5. Safe speed range with static friction
If the available coefficient of static friction is \(\mu_s\), the minimum and maximum speeds are:
\[
v_{\min}
=
\sqrt{
rg\,
\frac{\sin\theta-\mu_s\cos\theta}
{\cos\theta+\mu_s\sin\theta}
}
\]
when \(\sin\theta-\mu_s\cos\theta>0\). Otherwise, \(v_{\min}=0\).
\[
v_{\max}
=
\sqrt{
rg\,
\frac{\sin\theta+\mu_s\cos\theta}
{\cos\theta-\mu_s\sin\theta}
}.
\]
If the denominator \(\cos\theta-\mu_s\sin\theta\) is zero or negative, the simplified model gives no finite
upper speed limit from static friction alone.
Worked example
A car travels on a banked curve with \(r=90\ \mathrm{m}\), \(\theta=12^\circ\), and speed
\(v=18\ \mathrm{m/s}\). Let \(g=9.81\ \mathrm{m/s^2}\).
Step 1: design speed.
\[
v_0=\sqrt{rg\tan\theta}
=
\sqrt{(90)(9.81)\tan(12^\circ)}
\approx 13.7\ \mathrm{m/s}.
\]
The car is faster than the no-friction design speed, so static friction must act down the bank.

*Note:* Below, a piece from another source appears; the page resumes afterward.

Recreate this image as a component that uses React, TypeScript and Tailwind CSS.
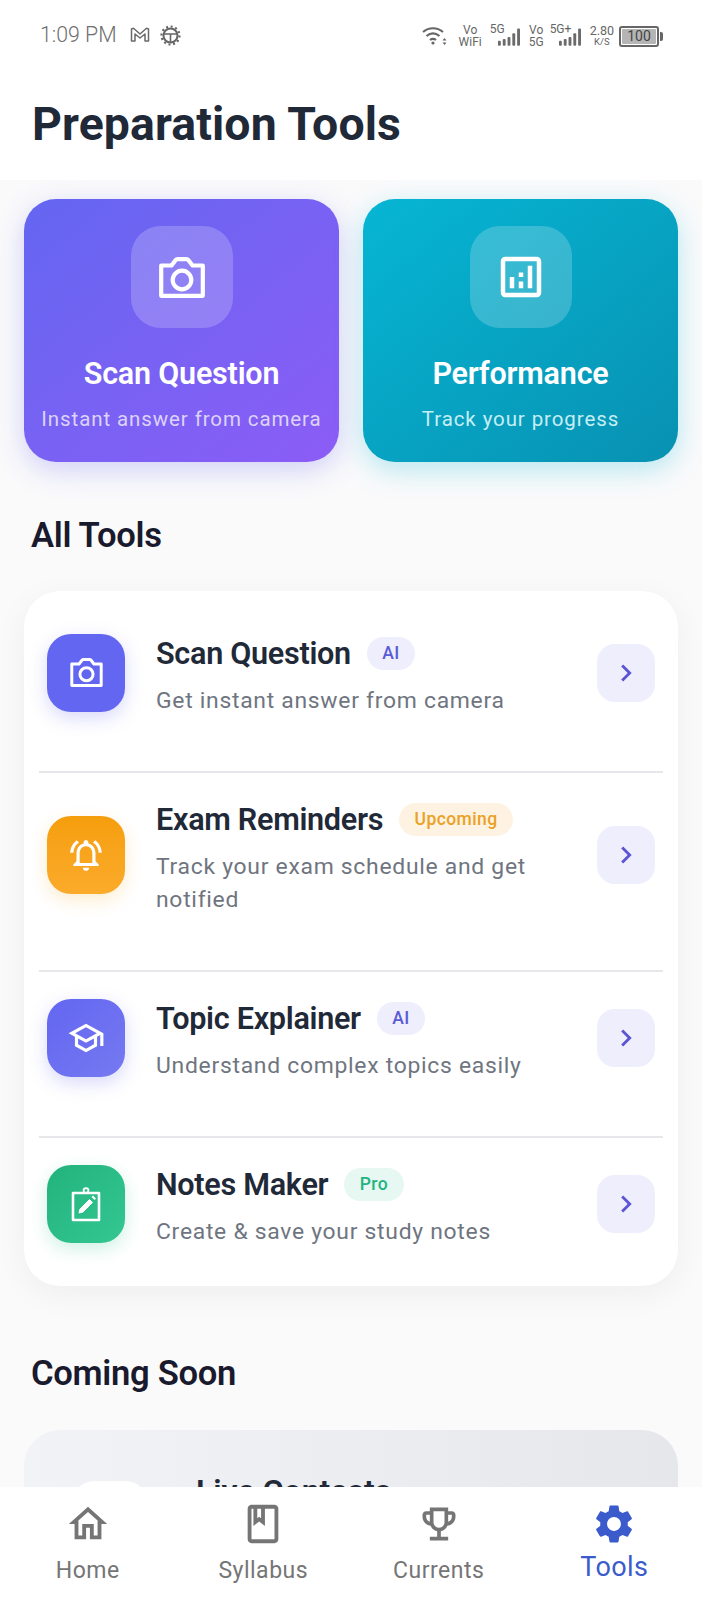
import React from "react";
import {
  MdOutlineAnalytics,
  MdOutlineNotificationsActive,
  MdOutlineSchool,
  MdOutlineHome,
  MdOutlineBook,
  MdOutlineEmojiEvents,
  MdSettings,
  MdChevronRight,
} from "react-icons/md";

function Camera({ w, h }: { w: number; h: number }) {
  return (
    <svg width={w} height={h} viewBox="0 0 46 41" fill="none" stroke="white" strokeWidth="4.2" strokeLinejoin="round">
      <path d="M2.2 8.5H12.5L16.5 3.2Q17.4 2.2 18.6 2.2H27.4Q28.6 2.2 29.5 3.2L33.5 8.5H43.8V38.8H2.2Z" />
      <circle cx="23" cy="23" r="9.3" />
    </svg>
  );
}

function NoteIcon() {
  return (
    <svg width="34" height="36" viewBox="0 0 34 36" fill="none" stroke="white" strokeWidth="2.6">
      <path d="M4 7h26v27H4z" strokeLinejoin="round" />
      <circle cx="17" cy="4.5" r="2.4" strokeWidth="1.8" />
      <path d="M10 27l1-4 9.5-9.5 3 3L14 26z" fill="white" strokeWidth="1" />
      <path d="M22.5 11l1.5-1.5 3 3-1.5 1.5z" fill="white" stroke="none" />
    </svg>
  );
}

function Signal() {
  return (
    <svg width="23" height="20" viewBox="0 0 24 20" fill="#6b6b6b">
      <rect x="1" y="14" width="3" height="5" rx="1" />
      <rect x="6" y="12" width="3" height="7" rx="1" />
      <rect x="11" y="10" width="3" height="9" rx="1" />
      <rect x="16" y="6" width="3" height="13" rx="1" />
      <rect x="21" y="1" width="3" height="18" rx="1" />
    </svg>
  );
}

function Stacked({ a, b, className = "" }: { a: string; b: string; className?: string }) {
  return (
    <div className={`flex flex-col items-center text-[12px] leading-[12px] text-[#666] ${className}`}>
      <span>{a}</span>
      <span>{b}</span>
    </div>
  );
}

function StatusBar() {
  return (
    <div className="flex h-[72px] items-start justify-between pl-[40px] pr-[39px] pt-[23px] text-[#6f6f6f]">
      <div className="flex items-center gap-[13px]">
        <span className="text-[21.3px] leading-[24px] font-light">1:09 PM</span>
        <svg width="20" height="16" viewBox="0 0 20 16" fill="none" stroke="#6a6a6a" strokeWidth="1.5" strokeLinejoin="round">
          <path d="M1.5 2v12h3.5V7l5 4 5-4v7h3.5V2l-2-.7L10 7 3.5 1.3z" />
        </svg>
        <svg width="21" height="21" viewBox="0 0 21 21" fill="none" stroke="#666" className="-ml-[3px]">
          <circle cx="10.5" cy="10.5" r="7" strokeWidth="2" />
          <circle cx="10.5" cy="10.5" r="9" strokeWidth="2.2" strokeDasharray="2 2.7" />
          <path d="M4 9h13M10.5 9v8" strokeWidth="1.6" />
        </svg>
      </div>
      <div className="flex items-center pt-[1px]">
        <svg width="26" height="22" viewBox="0 0 26 22" fill="none" stroke="#666" strokeWidth="2.2">
          <path d="M1 7c6-5 14-5 20 0M4.5 11c4-3.3 9-3.3 13 0M8 15c2-1.6 4-1.6 6 0" />
          <circle cx="11" cy="18" r="1.6" fill="#666" stroke="none" />
          <path d="M22.5 13l2 2.5h-4zM22.5 20l2-2.5h-4z" fill="#666" stroke="none" />
        </svg>
        <Stacked a="Vo" b="WiFi" className="ml-[11px]" />
        <div className="relative ml-[8px] h-[24px] w-[30px]">
          <span className="absolute -top-[1px] left-0 text-[12px] leading-[12px] text-[#666]">5G</span>
          <div className="absolute right-0 top-[3px]"><Signal /></div>
        </div>
        <Stacked a="Vo" b="5G" className="ml-[9px]" />
        <div className="relative ml-[6px] h-[24px] w-[31px]">
          <span className="absolute -top-[1px] left-0 text-[12px] leading-[12px] text-[#666]">5G+</span>
          <div className="absolute right-0 top-[3px]"><Signal /></div>
        </div>
        <div className="ml-[9px] flex flex-col items-center text-[#666]">
          <span className="text-[12.5px] leading-[12px]">2.80</span>
          <span className="text-[9.5px] leading-[10px]">K/S</span>
        </div>
        <div className="ml-[5px] flex items-center">
          <div className="flex h-[21px] w-[40px] items-center justify-center rounded-[3px] border-2 border-[#666] p-[1px]">
            <div className="flex h-full w-full items-center justify-center rounded-[1px] bg-[#b5b5b5] text-[14px] leading-none text-[#444]">100</div>
          </div>
          <div className="ml-[1px] h-[9px] w-[3px] rounded-r-[2px] bg-[#666]" />
        </div>
      </div>
    </div>
  );
}

function HeroCard({ icon, title, sub, grad, shadow, subColor, iconBg }: { icon: React.ReactNode; title: string; sub: string; grad: string; shadow: string; subColor: string; iconBg: string }) {
  return (
    <div className={`flex h-[263px] min-w-0 flex-1 flex-col items-center rounded-[32px] pt-[27px] ${grad} ${shadow}`}>
      <div className={`flex h-[102px] w-[102px] items-center justify-center rounded-[30px] ${iconBg}`}>{icon}</div>
      <div className="mt-[27px] text-[30.5px] leading-[38px] font-semibold tracking-[-0.2px] text-white">{title}</div>
      <div className={`mt-[12px] text-[20.5px] leading-[28px] tracking-[0.9px] whitespace-nowrap ${subColor}`}>{sub}</div>
    </div>
  );
}

function Badge({ label, cls }: { label: string; cls: string }) {
  return <span className={`ml-[16px] inline-flex h-[33px] items-center rounded-full px-[15.5px] text-[17.5px] font-medium tracking-[0.4px] ${cls}`}>{label}</span>;
}

function Row({ icon, iconCls, title, badge, badgeCls, sub, height, border = true }: { icon: React.ReactNode; iconCls: string; title: string; badge: string; badgeCls: string; sub: React.ReactNode; height: string; border?: boolean }) {
  return (
    <div className={`mx-[15px] px-[8px] pt-[21.5px] ${height} ${border ? "border-b-[2px] border-[#e5e7eb]" : ""}`}>
      <div className="flex items-center">
        <div className={`flex h-[78px] w-[78px] shrink-0 items-center justify-center rounded-[24px] ${iconCls}`}>{icon}</div>
        <div className="ml-[31px] min-w-0 flex-1 pt-[5px]">
          <div className="flex h-[40px] items-center">
            <span className="text-[30.6px] leading-[38px] font-semibold tracking-[-0.3px] text-[#1f2937]">{title}</span>
            <Badge label={badge} cls={badgeCls} />
          </div>
          <div className="mt-[10.5px] text-[22.9px] leading-[33px] tracking-[0.72px] text-[#6f7580]">{sub}</div>
        </div>
        <div className="flex h-[58px] w-[58px] shrink-0 items-center justify-center rounded-[18px] bg-[#efeefc]">
          <MdChevronRight size={34} color="#5b55d6" />
        </div>
      </div>
    </div>
  );
}

function NavItem({ icon, label, active = false }: { icon: React.ReactNode; label: string; active?: boolean }) {
  return (
    <div className="flex flex-1 flex-col items-center pt-[15px]">
      <div className="flex h-[44px] items-center justify-center">{icon}</div>
      <div className={active ? "mt-[4px] text-[27px] leading-[34px] tracking-[0.4px] text-[#3b5bcc]" : "mt-[8px] text-[23px] leading-[34px] tracking-[0.5px] text-[#757575]"}>{label}</div>
    </div>
  );
}

export default function App() {
  return (
    <div className="flex h-[1600px] w-[702px] flex-col overflow-hidden bg-[#fafafb] font-['Roboto',sans-serif]">
      <div className="bg-white h-[180px] shrink-0">
        <StatusBar />
        <div className="pl-[32px] pt-[24px] text-[46.4px] leading-[56px] font-bold tracking-[0.1px] text-[#1f2937]">Preparation Tools</div>
      </div>
      <div className="min-h-0 flex-1 overflow-hidden px-[24px] pt-[19px]">
        <div className="flex gap-[24px]">
          <HeroCard
            icon={<Camera w={46} h={41} />}
            title="Scan Question"
            sub="Instant answer from camera"
            grad="bg-linear-to-br from-[#6366f1] to-[#8b5cf6]"
            shadow="shadow-[0_8px_28px_rgba(99,102,241,0.28)]"
            subColor="text-[#dcd3fb]"
            iconBg="bg-white/20"
          />
          <HeroCard
            icon={<MdOutlineAnalytics size={54} color="white" />}
            title="Performance"
            sub="Track your progress"
            grad="bg-linear-to-br from-[#06b6d4] to-[#0891b2]"
            shadow="shadow-[0_8px_28px_rgba(6,182,212,0.28)]"
            subColor="text-[#c5eef5]"
            iconBg="bg-white/20"
          />
        </div>
        <div className="mt-[51px] pl-[7px] text-[34.6px] leading-[44px] font-semibold tracking-[-0.3px] text-[#1a1a2e]">All Tools</div>
        <div className="mt-[34px] rounded-[36px] bg-white pt-[16px] shadow-[0_8px_32px_rgba(0,0,0,0.05)]">
          <Row
            icon={<Camera w={33} h={29} />}
            iconCls="bg-[#6366f1] shadow-[0_6px_18px_rgba(99,102,241,0.25)]"
            title="Scan Question"
            badge="AI"
            badgeCls="bg-[#eeeefd] text-[#5b5bd6]"
            sub="Get instant answer from camera"
            height="h-[166px]"
          />
          <Row
            icon={<MdOutlineNotificationsActive size={38} color="white" />}
            iconCls="bg-[#f59e0b] bg-linear-to-b from-[#f59e0b] to-[#fbab2a] shadow-[0_6px_18px_rgba(245,158,11,0.2)]"
            title="Exam Reminders"
            badge="Upcoming"
            badgeCls="bg-[#fef3e2] text-[#eba125]"
            sub={<>Track your exam schedule and get<br />notified</>}
            height="h-[199px]"
          />
          <Row
            icon={<MdOutlineSchool size={38} color="white" />}
            iconCls="bg-linear-to-br from-[#6366f1] to-[#7679f0] shadow-[0_6px_18px_rgba(99,102,241,0.25)]"
            title="Topic Explainer"
            badge="AI"
            badgeCls="bg-[#eeeefd] text-[#5b5bd6]"
            sub="Understand complex topics easily"
            height="h-[166px]"
          />
          <Row
            icon={<NoteIcon />}
            iconCls="bg-linear-to-br from-[#22b37d] to-[#34c792] shadow-[0_6px_18px_rgba(16,185,129,0.2)]"
            title="Notes Maker"
            badge="Pro"
            badgeCls="bg-[#e6f8f1] text-[#1fb37f]"
            sub="Create & save your study notes"
            height="h-[148px]"
            border={false}
          />
        </div>
        <div className="mt-[65px] pl-[7px] text-[34.6px] leading-[44px] font-semibold tracking-[-0.3px] text-[#1a1a2e]">Coming Soon</div>
        <div className="mt-[35px] flex h-[200px] items-start rounded-t-[36px] bg-linear-to-r from-[#f1f3f6] to-[#e5e7eb] pl-[47px] pt-[51px]">
          <div className="h-[80px] w-[78px] rounded-[24px] bg-white" />
          <div className="ml-[47px] -mt-[9px] text-[32px] leading-[38px] font-semibold text-[#1f2937]">Live Contests</div>
        </div>
      </div>
      <div className="flex h-[113px] shrink-0 bg-white">
        <NavItem icon={<MdOutlineHome size={46} color="#757575" />} label="Home" />
        <NavItem icon={<MdOutlineBook size={46} color="#757575" />} label="Syllabus" />
        <NavItem icon={<MdOutlineEmojiEvents size={44} color="#757575" />} label="Currents" />
        <NavItem icon={<MdSettings size={46} color="#3b5bcc" />} label="Tools" active />
      </div>
    </div>
  );
}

Step 2: required centripetal acceleration.
\[
a_c=\frac{v^2}{r}
=
\frac{18^2}{90}
=
3.60\ \mathrm{m/s^2}.
\]
Step 3: required friction coefficient.
\[
q=\frac{v^2}{rg}
=
\frac{18^2}{(90)(9.81)}
\approx 0.367.
\]
\[
\mu_{\mathrm{req}}
=
\frac{|q\cos\theta-\sin\theta|}
{q\sin\theta+\cos\theta}
\approx 0.147.
\]
If the road-tire friction coefficient is greater than about \(0.147\), the car can take the curve at
\(18\ \mathrm{m/s}\) without slipping.
Formula summary
| Concept |
Formula |
Meaning |
| Kinetic energy |
\(K=\frac12mv^2\) |
Energy due to car speed. |
| Gravitational potential energy |
\(U=mgh\) |
Energy due to road height. |
| Energy balance |
\(K_1+U_1+W_{\mathrm{nc}}=K_2+U_2\) |
Find curve-entry speed from height and energy changes. |
| Centripetal acceleration |
\(a_c=v^2/r\) |
Inward acceleration needed for circular motion. |
| Frictionless design speed |
\(v_0=\sqrt{rg\tan\theta}\) |
Speed requiring no static friction. |
| Required friction coefficient |
\(\mu_{\mathrm{req}}=\frac{|q\cos\theta-\sin\theta|}{q\sin\theta+\cos\theta}\) |
Minimum static friction needed at speed \(v\). |
| Speed ratio |
\(q=\frac{v^2}{rg}\) |
Compares actual speed with radius and gravity. |
The key idea is that energy finds the car’s speed, while the banked-curve force balance checks whether that speed can be supported.